「日本のSaaSビジネスは黎明期を過ぎて発展の時期に入った」 KDDI ソリューション事業統括本部 戦略企画部 新戦略グループリーダーの大貫祐嗣氏は、SaaSの広がりを見てそう感想をもらした。11月下旬、東京都内でSaaSベンダーが集まるイベントが開催されたが、会場のカンファレンスも長蛇の列ができていた。どのイベントでもSaaSは注目を集めているが、なかでも脚光を浴びているのが携帯とSaaSの関係だ。上記のイベントで「KDDIの提供するBusiness Port Support Programについて」と題した講演を行った大貫氏は、“Mobile SaaS”のプラットフォームと、サポートプラグラムについて説明した。
●中小企業をターゲットに
法人市場における新しいSaaS型ソリューションとしてKDDIとマイクロソフトが発表したのが「Business Port」だ。第1弾として、Microsoft Office Outlook 2007のメールやスケジュール機能などを統合し、PCやau携帯の双方から使うことのできるビジネスコミュニケーションウエア「KDDI Business Outlook」が、2008年3月から月額980円/1ID (税込み)で提供される。

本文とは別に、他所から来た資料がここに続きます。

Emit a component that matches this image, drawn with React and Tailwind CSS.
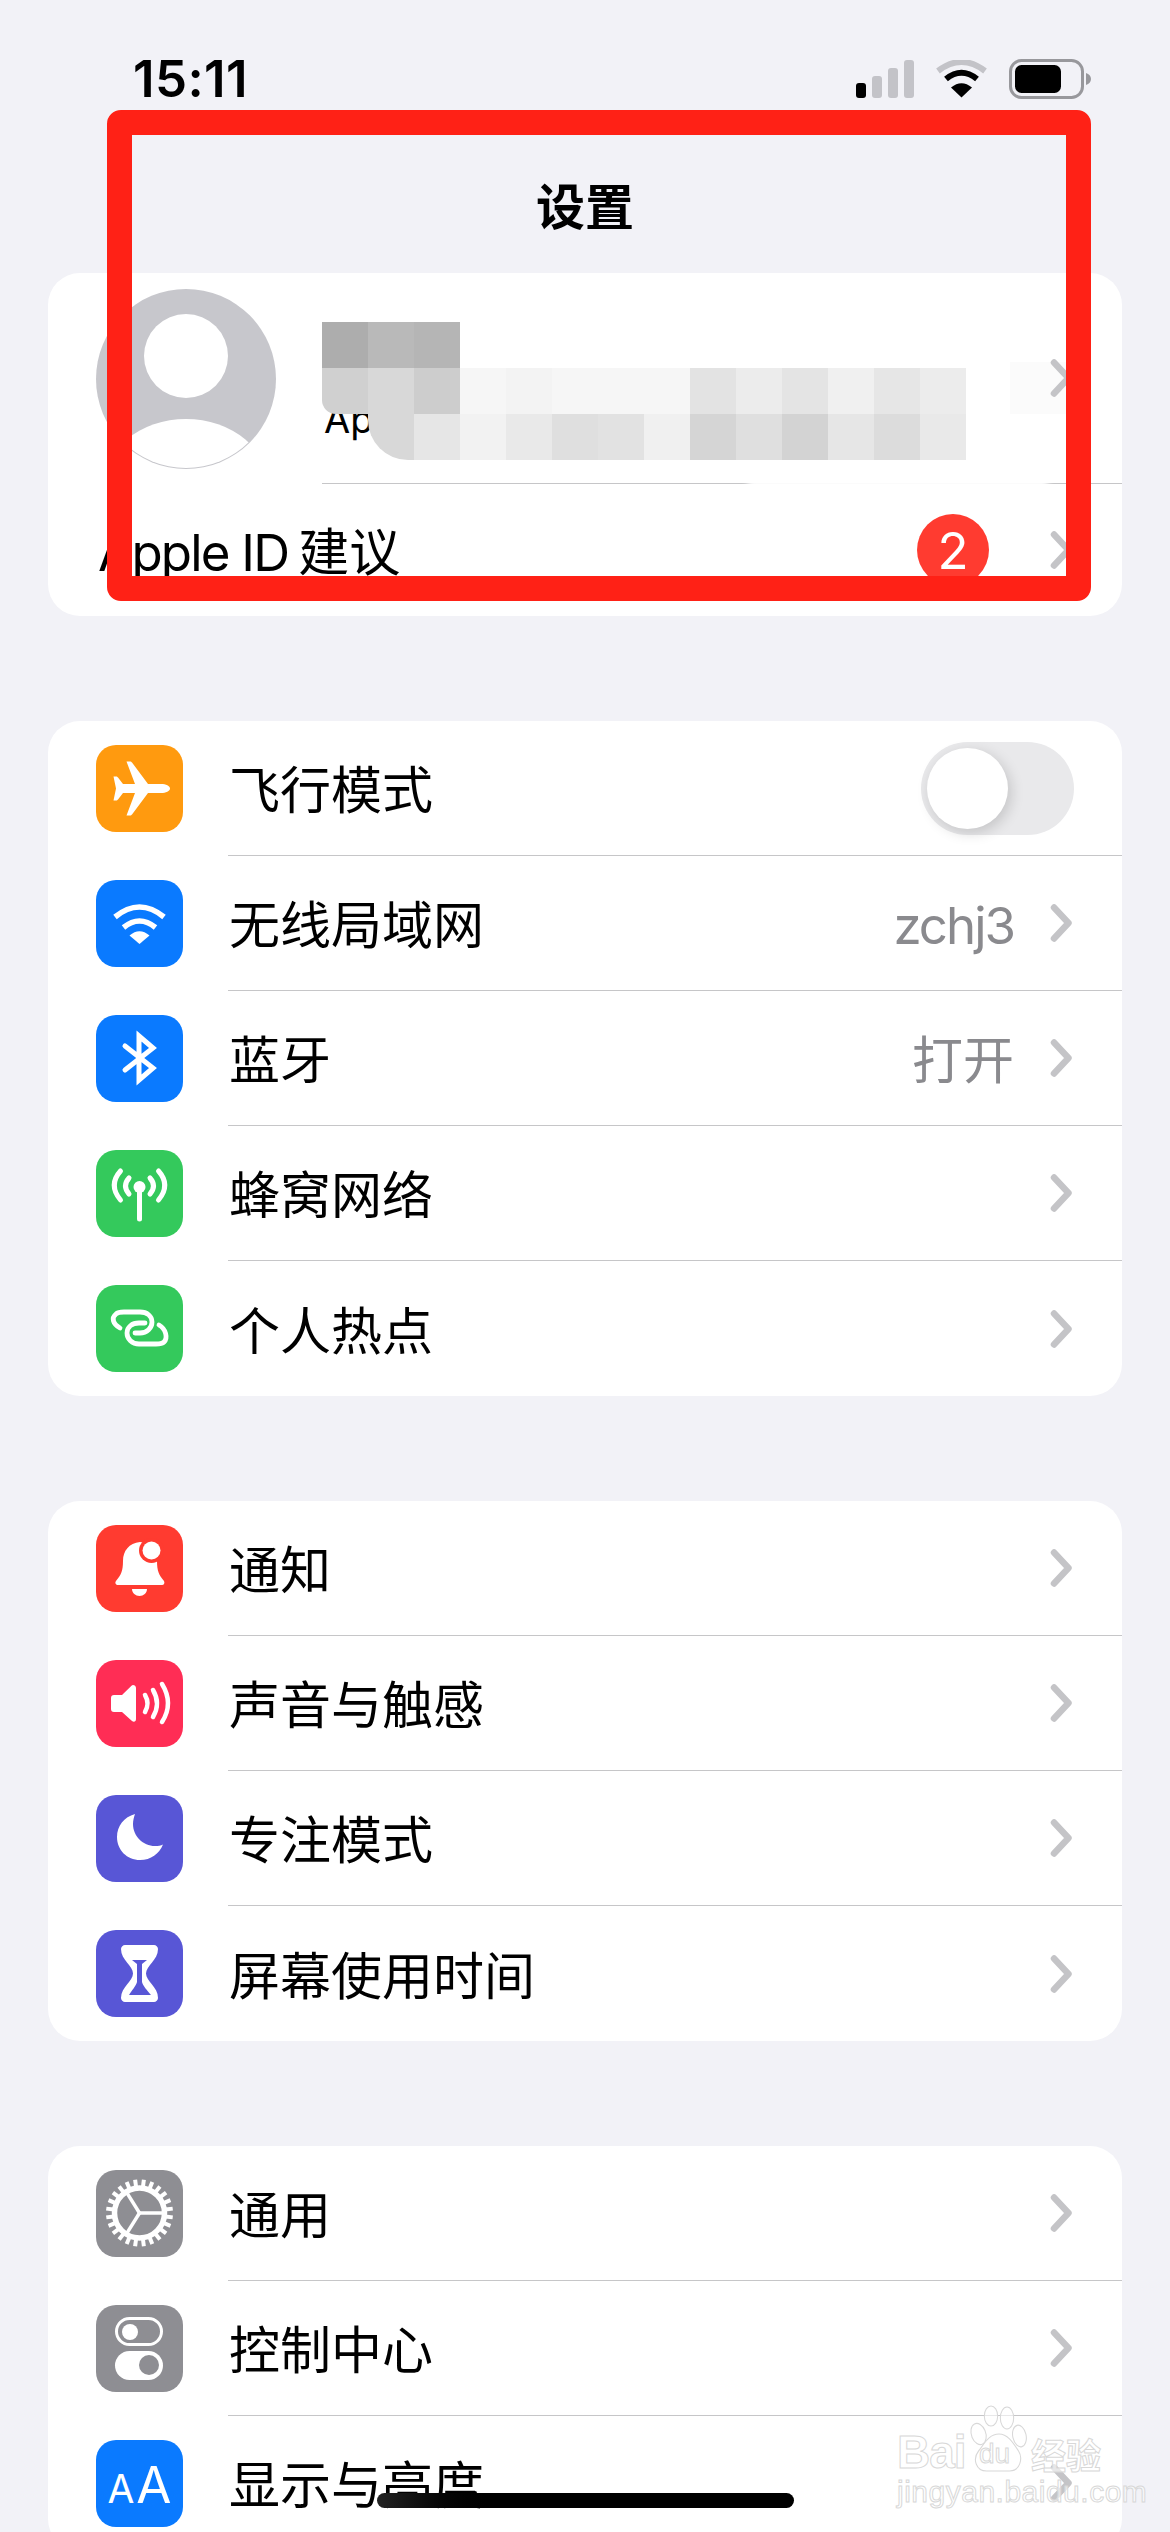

Mobile SaaS市場の盛り上がりは、現在の法人市場での携帯端末の利用シーンを見れば予測可能だ。大貫氏はMobile SaaSでの価値について次のように話す。「従来、携帯はデータの格納庫のイメージで使われていた。ところが大手のモバイルを使った事例を追いかけていくと、いわゆる“下り”の流れではなくて“上り”の流れがでてきている。つまり、かならず身に着けているものなので連絡がとれ、レポーティングの機能が優れている。携帯端末を情報の入力源に使い、情報を上げていくという逆の流れがでてきているのだ」。